Shorting of Bitcoin is pretty similar to how one would short shares or commodities. The simplest way to understand it is to assume if you borrow one Bitcoin (worth $10,000) from a friend of yours and sell it into the markets immediately. Two months later your friend wants his Bitcoin back - you buy a Bitcoin (now worth $6500) and return it to him. In this process, you make a profit of $3500. This is the most basic essence of how shorting works.

However, it is hard to find a friend who would agree to give you a Bitcoin and expect your to return the Bitcoin in its BTC value. Such transactions between people are usually done based on the US Dollar value of the Bitcoins that you are borrowing/selling. However, there are various ways in which you can short Bitcoins.

How to Short Bitcoin?

Now that you understand what shorting is and how shorting is a profitable proposition in the cryptocurrency space, let us take a look at some ways in which you can short Bitcoins:

  • Margin Trading

Margin trading is one of the best options available for anyone looking forward to short Bitcoins. Margin trading is a feature that many cryptocurrency exchanges have incorporated as well. Under margin trading, users are allowed to ‘borrow’ Bitcoins from a broker and make a trade. However, there might be a leverage involved in such situations and the leverage might be lost in case of a loss. However, if all goes right, margin trading is among the best ways to short Bitcoins. Exchanges such as Bitfinex, Bitmex, Avatrade among others allow margin trading.

  • Futures Markets

Another very popular way to short Bitcoins is making use of Futures markets. This is similar to how it functions in the real world as well - where futures markets are available for various assets. Futures contracts are basically bought when one expects the markets to get bullish and sold when one expects the markets to get bearish - thereby shorting Bitcoins. LedgerX is one of the platforms where you can trade futures markets and short Bitcoin to make profits during a bearish market.

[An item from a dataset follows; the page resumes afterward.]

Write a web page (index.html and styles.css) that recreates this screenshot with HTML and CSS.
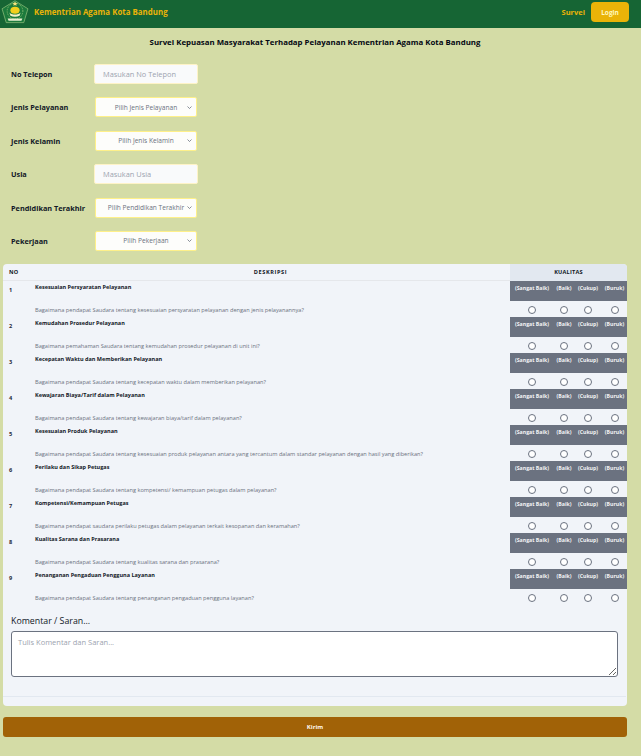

  • CFD: Contract for Difference

CFDs are a contract between the buyer and the seller where each agrees to pay the other party and the rise and drop in the price of the currency is settled in cash at the end of the date of contract expiration. This is an increasingly popular way of shorting Bitcoins these days.

  • Predictions Market

Predictions market is pretty similar to how betting and gambling work. Basically, you can set up a wager stating that Bitcoin would fall by x% by a certain date. Someone could challenge you on that and the winner gets the final pot based on how accurate they are. This is a relatively new as well as quite a risky concept in the cryptocurrency space. However, platforms such as Augur, Stox and Predictious allow you to make such bets.

  • Borrow to Short

This is quite similar to the example we gave in the starting of this article where you borrow a Bitcoin and sell it - and then buy it again when the price falls and return it to the person you borrowed it from. It’s rare to find such people who are willing to let you borrow and return in Bitcoin values - but sometimes, certain brokers could allow you such a deal in exchange for a leverage till you return the currency.

Pros and Cons of Shorting Bitcoin

With an insight on what short selling means and what shorting a Bitcoin is, as well as on how to short Bitcoin, it is also essential to understand the advantages and disadvantages of shorting a Bitcoin. Here’s a detailed look at the pros and cons:


  • Every trader makes a profit while Bitcoin booms. However, to make a profit while the price of Bitcoin is falling requires special skills - shorting being one of them. It helps you make money even during a bearish market.

  • A trader can benefit on a currency without ever having to ‘own’ it in actual terms.

  • Making use of leverages, one can short for an amount larger than their capital.


  • One of the biggest risk is that of unlimited losses. While your profit per Bitcoin is limited till the price of the currency hits zero - the losses are potentially unlimited as there is no upper limit to where the price can go to! The more Bitcoin gains, the more your losses are.

  • Sometimes, brokers can charge overnight financing charges - especially when you go for methods such as borrowing from a broker or CFD. Even Bitcoin Futures contracts come with an additional charge which needs to be considered before you start shorting.


Cryptocurrency investments are a high-risk investment and it is always a tricky situation to be in. Shorting can be an extremely profitable decision in the short-run, particularly when the cryptocurrency markets are going through a slow, bearish phase. However, a wrong decision in shorting could actually lead you into an ‘unlimited’ loss as discussed in the pros and cons. It is a situation where the investor must be aware of when to enter and when to exit the markets.

Shorting isn’t for everyone, and perhaps that’s why not a lot of people are doing it at the moment. However, given appropriate research and experience, shorting is a very beneficial trading activity in such volatile market scenarios.